42-43. Не знаю, почему употребил это клишированное выражение, к тому же совершенно не истинное по соответствию с реальностью. Птицы – примитивны, они ясны и крикливы, а шёпот – атрибут тайны. Шёпот – частичная самоаннигиляция голоса, т.е. освобождение им в себе пространства для параллельно идущего с небес молчания. Шёпот – попытка побега к смирению. Но любая попытка – ложь. Смирение равняется только смирению, а не попытке, и никаких промежуточных стадий и синонимов в жизни ему нет.

 

45-46. «Мы умираем, чтобы стать лучше...» (неизвестный автор). Надо признаться, что идея «отдать» эту мысль в анти-уста синиц принадлежит не самым лучшим моим идеям.

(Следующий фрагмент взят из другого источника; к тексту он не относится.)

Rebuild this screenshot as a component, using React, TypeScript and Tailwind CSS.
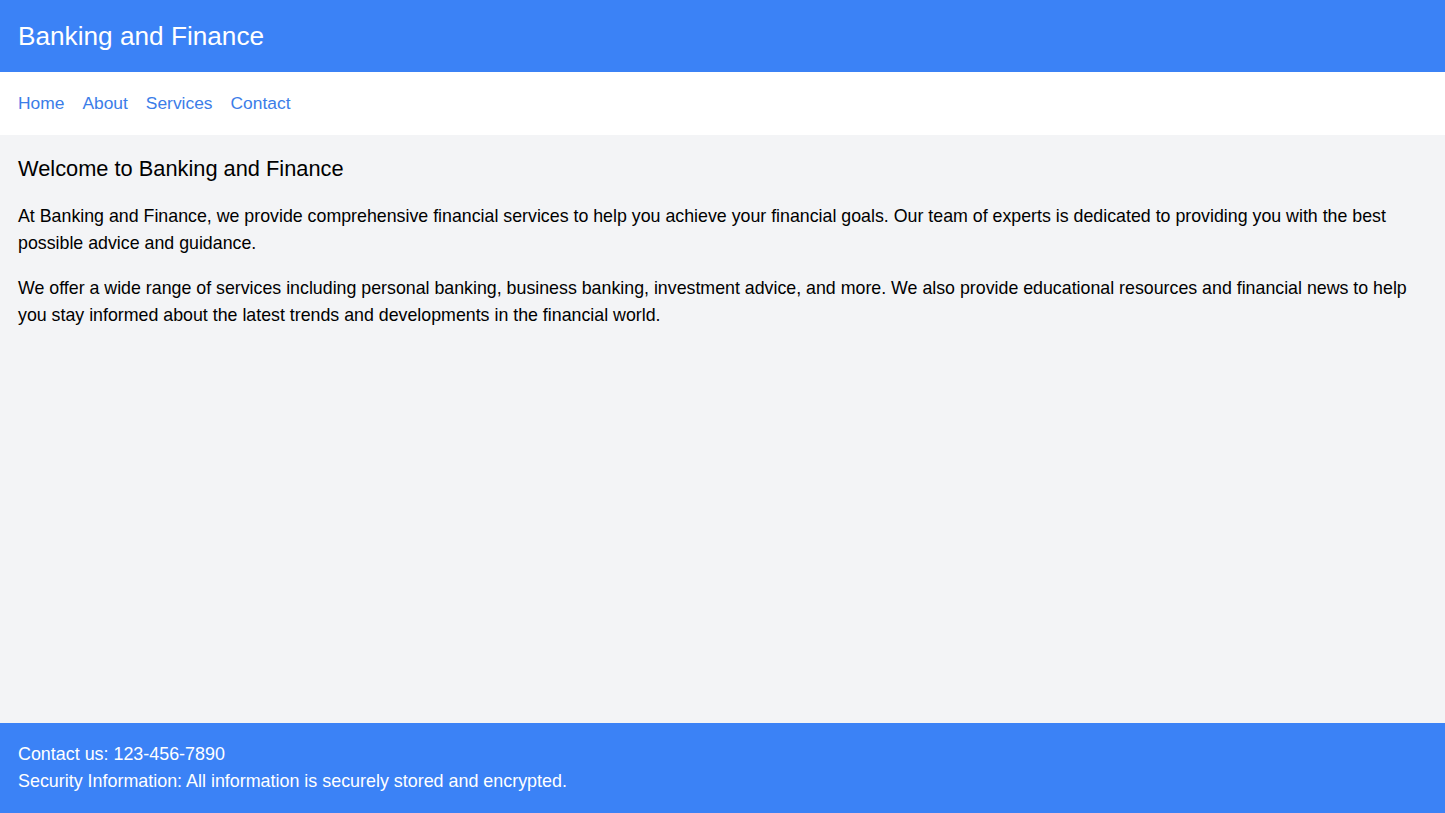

48-49. Новое рождение – наказание за не-святость прошлой жизни. Отсюда в тексте и мелодия непроявленного стыда, который как бы должен быть за прошлые грехи, т.е. за сам факт нового рождения, и как бы его нет в дневном сознании, и не ясно, милость ли это или наказание.

 

51-52. По замыслу мошкара должна была и вращать своим кружением нимбы, и одновременно вращаться внутри них, или даже против их самовращения, но образ вышел односторонним, причиной тому отсутствие всякой причины, кроме лени, которая иногда выполняет функцию чувства меры. Интересно, что при написании этих стихов я представлял себе, как и во второй строфе, жаркий вечер августа, и это при том, что в седьмом четверостишье видна ранняя весна, а уже в следующем после него явно присутствует осень.

 

53-56. Обида – высь. Тоска – бездна, вернее, её начало. Жизнь – сад, корни которого тянутся и в небо, и в бездну. Сад либо будет построен мною в Небо, либо утянет меня самособойным своим ростом в бездну. Но драма в том, что родина наша – везде: и в небе, и в бездне, а завтра выяснится, что и ещё где-нибудь: у (подставьте Имя) на куличках.

 

*** Этим стихотворением книга была завершена, но не закончена.